WHAT IS ASKED: Nothing beyond the line containing "import React from 'react';" is to be printed; print exactly each line from the start of the records below through that line, leaving out pictures.

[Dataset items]
#####
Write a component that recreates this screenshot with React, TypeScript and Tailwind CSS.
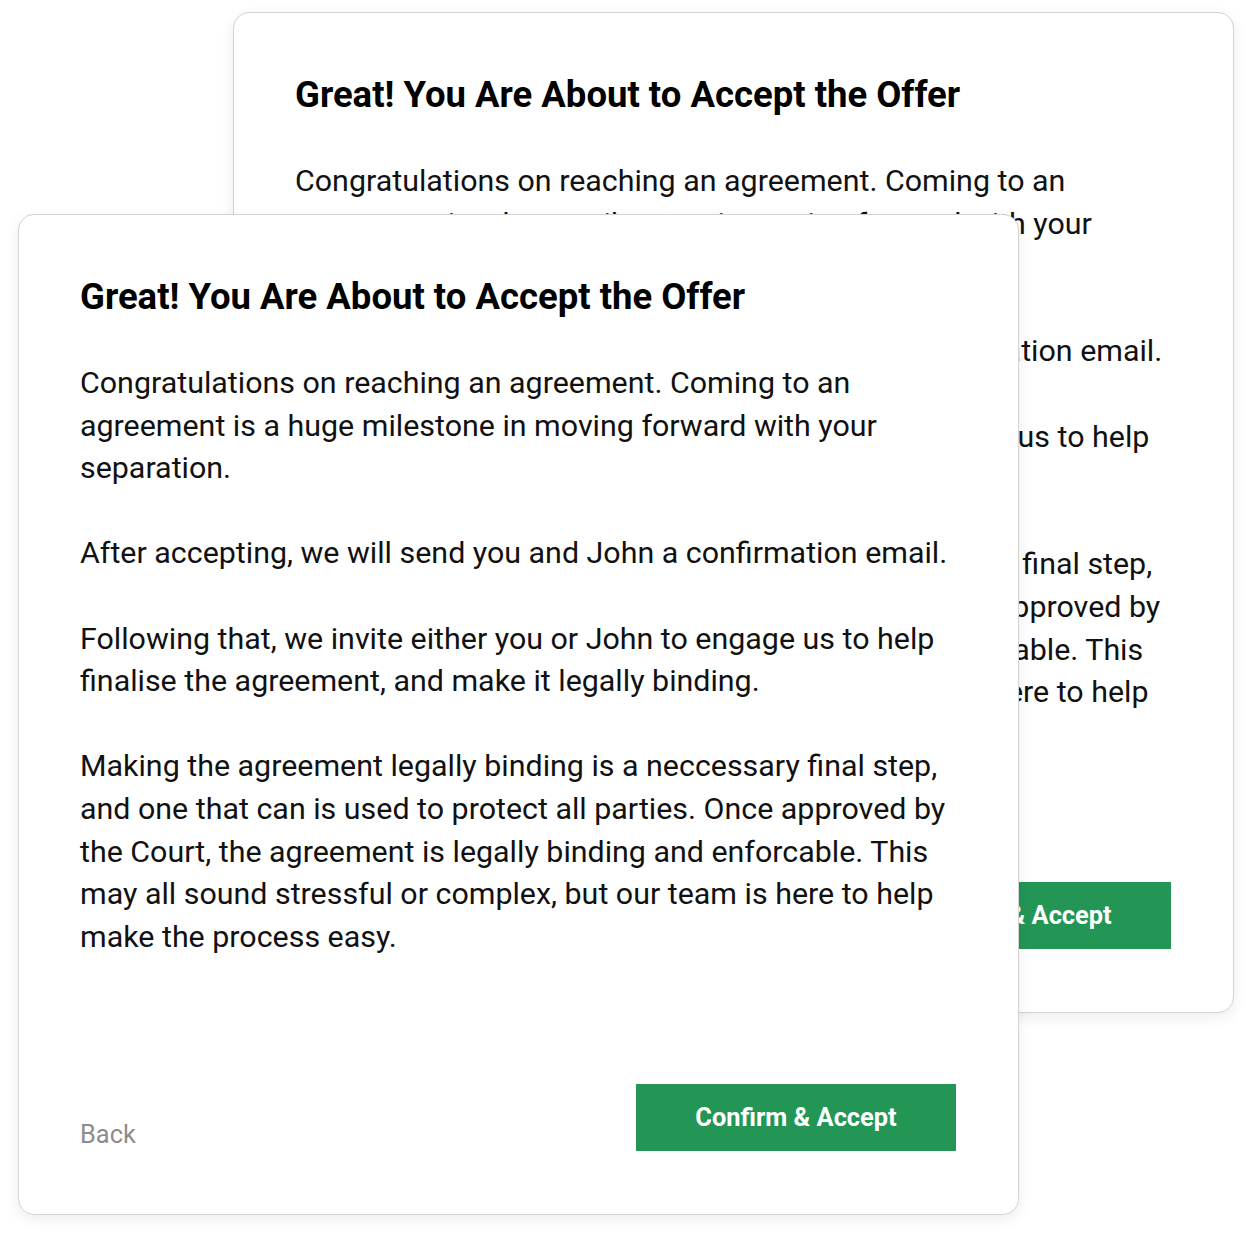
const paragraphs = [
  "Congratulations on reaching an agreement. Coming to an agreement is a huge milestone in moving forward with your separation.",
  "After accepting, we will send you and John a confirmation email.",
  "Following that, we invite either you or John to engage us to help finalise the agreement, and make it legally binding.",
  "Making the agreement legally binding is a neccessary final step, and one that can is used to protect all parties. Once approved by the Court, the agreement is legally binding and enforcable. This may all sound stressful or complex, but our team is here to help make the process easy.",
];

function OfferCard() {
  return (
    <div className="flex h-[1001px] w-[1001px] flex-col rounded-2xl border border-[#d4d4d4] bg-white pt-[59px] pr-[62px] pb-[63px] pl-[61px] shadow-[0_4px_14px_rgba(0,0,0,0.08)]">
      <h2 className="text-[36.5px] leading-[46px] font-bold text-black">
        Great! You Are About to Accept the Offer
      </h2>
      <div className="mt-[42px] flex flex-col gap-[42.6px] text-[30.4px] leading-[42.6px] text-[#111]">
        {paragraphs.map((text, index) => (
          <p key={`para-${index}`}>{text}</p>
        ))}
      </div>
      <div className="mt-auto flex items-end justify-between">
        <button className="pb-[2px] text-[25.4px] leading-[30px] text-[#8c8c8c]">Back</button>
        <button className="h-[67px] w-[320px] bg-[#239656] text-[25.4px] font-bold text-white">
          Confirm &amp; Accept
        </button>
      </div>
    </div>
  );
}

export default function App() {
  return (
    <div className="relative h-[1238px] w-[1251px] overflow-hidden bg-white font-['Roboto',sans-serif]">
      <div className="absolute top-[12px] left-[233px]">
        <OfferCard />
      </div>
      <div className="absolute top-[214px] left-[18px]">
        <OfferCard />
      </div>
    </div>
  );
}
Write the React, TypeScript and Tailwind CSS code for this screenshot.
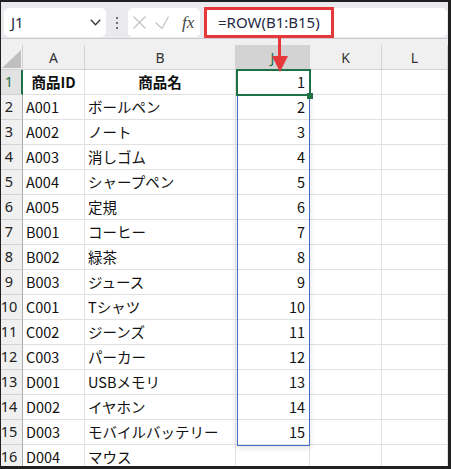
import React from 'react';

const rows: [string, string, number | null][] = [
  ['商品ID', '商品名', 1],
  ['A001', 'ボールペン', 2],
  ['A002', 'ノート', 3],
  ['A003', '消しゴム', 4],
  ['A004', 'シャープペン', 5],
  ['A005', '定規', 6],
  ['B001', 'コーヒー', 7],
  ['B002', '緑茶', 8],
  ['B003', 'ジュース', 9],
  ['C001', 'Tシャツ', 10],
  ['C002', 'ジーンズ', 11],
  ['C003', 'パーカー', 12],
  ['D001', 'USBメモリ', 13],
  ['D002', 'イヤホン', 14],
  ['D003', 'モバイルバッテリー', 15],
  ['D004', 'マウス', null],
];

function Toolbar() {
  return (
    <div className="flex h-[37px] items-start border-b border-[#cacace] bg-[#e9e9ee] pt-[6px] font-['Noto_Sans',sans-serif]">
      {/* name box */}
      <div className="ml-[3px] flex h-[29px] w-[102px] items-center justify-between rounded-[5px] bg-white pl-[7px] pr-[5px]">
        <span className="text-[15px] text-[#1f2a44]">J1</span>
        <svg width="11" height="7" viewBox="0 0 11 7">
          <polyline points="0.8,0.8 5.5,5.8 10.2,0.8" fill="none" stroke="#333" strokeWidth="1.3" />
        </svg>
      </div>
      <div className="flex h-[29px] w-[22px] flex-col items-center justify-center gap-[3px]">
        <span className="h-[2px] w-[2px] rounded-full bg-[#444]" />
        <span className="h-[2px] w-[2px] rounded-full bg-[#444]" />
        <span className="h-[2px] w-[2px] rounded-full bg-[#444]" />
      </div>
      {/* cancel / enter / fx */}
      <div className="flex h-[29px] w-[72px] items-center rounded-[5px] bg-white pl-[5px]">
        <svg width="13" height="13" viewBox="0 0 13 13">
          <path d="M0.5 0.5 L12.5 12.5 M12.5 0.5 L0.5 12.5" stroke="#c2c2c2" strokeWidth="1.2" />
        </svg>
        <svg className="ml-[9px]" width="14" height="13" viewBox="0 0 14 13">
          <polyline points="0.5,6.5 7,12.5 13.5,0.5" fill="none" stroke="#c2c2c2" strokeWidth="1.2" />
        </svg>
        <span className="ml-[13px] font-['Liberation_Serif',serif] text-[17px] italic leading-none text-[#444]">fx</span>
      </div>
      {/* formula */}
      <div className="ml-[4px] mr-[1px] flex h-[29px] flex-1 items-center rounded-[5px] bg-white pl-[14px] text-[15px] text-[#1f2a44]">
        =ROW(B1:B15)
      </div>
    </div>
  );
}

function Sheet() {
  const head = "flex h-[25px] items-center justify-center border-r border-b border-[#d2d2d2] bg-[#f0f0f0] font-['Noto_Sans',sans-serif] text-[14px] text-[#333]";
  const cell = 'flex h-[25px] items-center border-r border-b border-[#e1e1e1] bg-white text-[14.5px]';
  return (
    <div className="relative grid grid-cols-[22px_62px_151px_74px_72px_66px]">
      <div className="relative h-[25px] border-r border-b border-[#d2d2d2] bg-[#f0f0f0]">
        <svg className="absolute right-[1px] bottom-[1px]" width="19" height="18" viewBox="0 0 19 18">
          <polygon points="19,0 19,18 0,18" fill="#bfbfbf" />
        </svg>
      </div>
      <div className={head}>A</div>
      <div className={head}>B</div>
      <div className={head + ' !bg-[#d3d3d3] !text-[#1e7145]'}>J</div>
      <div className={head}>K</div>
      <div className={head}>L</div>

      {rows.map(([id, name, n], i) => (
        <React.Fragment key={i}>
          <div
            className={
              i === 0
                ? "flex h-[25px] items-center justify-center border-r-2 border-b border-r-[#1e7145] border-b-[#d4d4d4] bg-[#e2e2e2] pr-[4px] font-['Noto_Sans',sans-serif] text-[14.5px] text-[#1e7145]"
                : "flex h-[25px] items-center justify-center border-r border-b border-r-[#a9a9a9] border-b-[#d4d4d4] bg-[#f0f0f0] pr-[5px] font-['Noto_Sans',sans-serif] text-[14.5px] text-[#222]"
            }
          >
            {i + 1}
          </div>
          <div className={cell + (i === 0 ? ' justify-center font-bold' : ' pl-[3px]')}>{id}</div>
          <div className={cell + (i === 0 ? ' justify-center font-bold' : ' pl-[3px]')}>
            <span className="whitespace-nowrap">{name}</span>
          </div>
          <div className={cell + ' justify-end pr-[4px]'}>{n}</div>
          <div className={cell} />
          <div className={cell} />
        </React.Fragment>
      ))}

      {/* spill range */}
      <div className="absolute left-[236px] top-[50px] h-[351px] w-[73px] border border-[#3f6fc6] shadow-[0_2px_6px_rgba(0,0,0,0.12)]" />
      {/* active cell */}
      <div className="absolute left-[235px] top-[24px] h-[27px] w-[75px] border-2 border-[#1e7145]" />
      <div className="absolute left-[306px] top-[48px] h-[6px] w-[6px] bg-[#1e7145]" />
    </div>
  );
}

export default function App() {
  return (
    <div className="relative h-[469px] w-[451px] overflow-hidden border-t-2 border-r-[3px] border-b-[3px] border-l border-[#202020] bg-[#f0f0f0] font-['Noto_Sans_CJK_JP',sans-serif] text-[#111]">
      <Toolbar />
      <div className="h-[6px]" />
      <Sheet />
      {/* annotation */}
      <div className="absolute left-[203px] top-[5px] h-[31px] w-[130px] border-[3px] border-[#e5383b]" />
      <svg className="absolute left-[269px] top-[35px]" width="20" height="36" viewBox="0 0 20 36">
        <rect x="8" y="0" width="3" height="21" fill="#e5383b" />
        <polygon points="2,19 18,19 10,35" fill="#e5383b" />
      </svg>
    </div>
  );
}
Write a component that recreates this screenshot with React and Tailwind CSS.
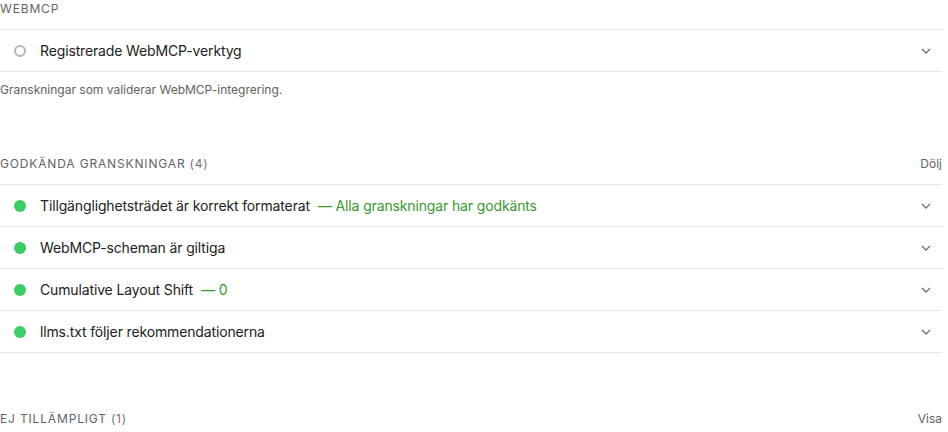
const passed = [
  { title: "Tillgänglighetsträdet är korrekt formaterat", value: "Alla granskningar har godkänts" },
  { title: "WebMCP-scheman är giltiga" },
  { title: "Cumulative Layout Shift", value: "0" },
  { title: "llms.txt följer rekommendationerna" },
];

function Chevron() {
  return (
    <svg width="10" height="6" viewBox="0 0 10 6" className="text-[#707070]">
      <path d="M1 1l4 4 4-4" fill="none" stroke="currentColor" strokeWidth="1.3" />
    </svg>
  );
}

function AuditRow({ title, value, pass }) {
  return (
    <div className="h-[42px] flex items-center border-b border-[#e8e8e8]">
      <div className="w-10 flex justify-center shrink-0">
        {pass ? (
          <span className="w-3 h-3 rounded-full bg-[#3ccd64]" />
        ) : (
          <span className="w-3 h-3 rounded-full border-2 border-[#b5b5b5]" />
        )}
      </div>
      <div className="flex-1 text-[14px] tracking-[-0.01em] text-[#212121]">
        {title}
        {value && <span className="ml-2 text-[#36992f]">— {value}</span>}
      </div>
      <div className="w-7 flex justify-center mr-[2px]">
        <Chevron />
      </div>
    </div>
  );
}

function GroupHeader({ label, count, action }) {
  return (
    <div className="h-[29px] flex items-start justify-between border-b border-[#e8e8e8] text-[12px] leading-4 text-[#5f6368]">
      <span className="tracking-[0.07em] uppercase">
        {label}
        {count && <span className="ml-1 text-[#757575]">({count})</span>}
      </span>
      {action && <span className="text-[#5f6368]">{action}</span>}
    </div>
  );
}

export default function App() {
  return (
    <div className="w-[942px] bg-white font-['Inter','Liberation_Sans',sans-serif] overflow-hidden h-[432px]">
      {/* WebMCP */}
      <div className="pt-[1px]">
        <GroupHeader label="WebMCP" />
        <AuditRow title="Registrerade WebMCP-verktyg" />
        <p className="mt-[10px] text-[12px] leading-4 text-[#616161]">
          Granskningar som validerar WebMCP-integrering.
        </p>
      </div>

      {/* Passed */}
      <div className="mt-[58px]">
        <GroupHeader label="Godkända granskningar" count="4" action="Dölj" />
        {passed.map((a) => (
          <AuditRow key={a.title} title={a.title} value={a.value} pass />
        ))}
      </div>

      {/* Not applicable */}
      <div className="mt-[58px]">
        <GroupHeader label="Ej tillämpligt" count="1" action="Visa" />
      </div>
    </div>
  );
}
#####
ANSWER BELOW:
Write a component that recreates this screenshot with React, TypeScript and Tailwind CSS.
const paragraphs = [
  "Congratulations on reaching an agreement. Coming to an agreement is a huge milestone in moving forward with your separation.",
  "After accepting, we will send you and John a confirmation email.",
  "Following that, we invite either you or John to engage us to help finalise the agreement, and make it legally binding.",
  "Making the agreement legally binding is a neccessary final step, and one that can is used to protect all parties. Once approved by the Court, the agreement is legally binding and enforcable. This may all sound stressful or complex, but our team is here to help make the process easy.",
];

function OfferCard() {
  return (
    <div className="flex h-[1001px] w-[1001px] flex-col rounded-2xl border border-[#d4d4d4] bg-white pt-[59px] pr-[62px] pb-[63px] pl-[61px] shadow-[0_4px_14px_rgba(0,0,0,0.08)]">
      <h2 className="text-[36.5px] leading-[46px] font-bold text-black">
        Great! You Are About to Accept the Offer
      </h2>
      <div className="mt-[42px] flex flex-col gap-[42.6px] text-[30.4px] leading-[42.6px] text-[#111]">
        {paragraphs.map((text, index) => (
          <p key={`para-${index}`}>{text}</p>
        ))}
      </div>
      <div className="mt-auto flex items-end justify-between">
        <button className="pb-[2px] text-[25.4px] leading-[30px] text-[#8c8c8c]">Back</button>
        <button className="h-[67px] w-[320px] bg-[#239656] text-[25.4px] font-bold text-white">
          Confirm &amp; Accept
        </button>
      </div>
    </div>
  );
}

export default function App() {
  return (
    <div className="relative h-[1238px] w-[1251px] overflow-hidden bg-white font-['Roboto',sans-serif]">
      <div className="absolute top-[12px] left-[233px]">
        <OfferCard />
      </div>
      <div className="absolute top-[214px] left-[18px]">
        <OfferCard />
      </div>
    </div>
  );
}
Write the React, TypeScript and Tailwind CSS code for this screenshot.
import React from 'react';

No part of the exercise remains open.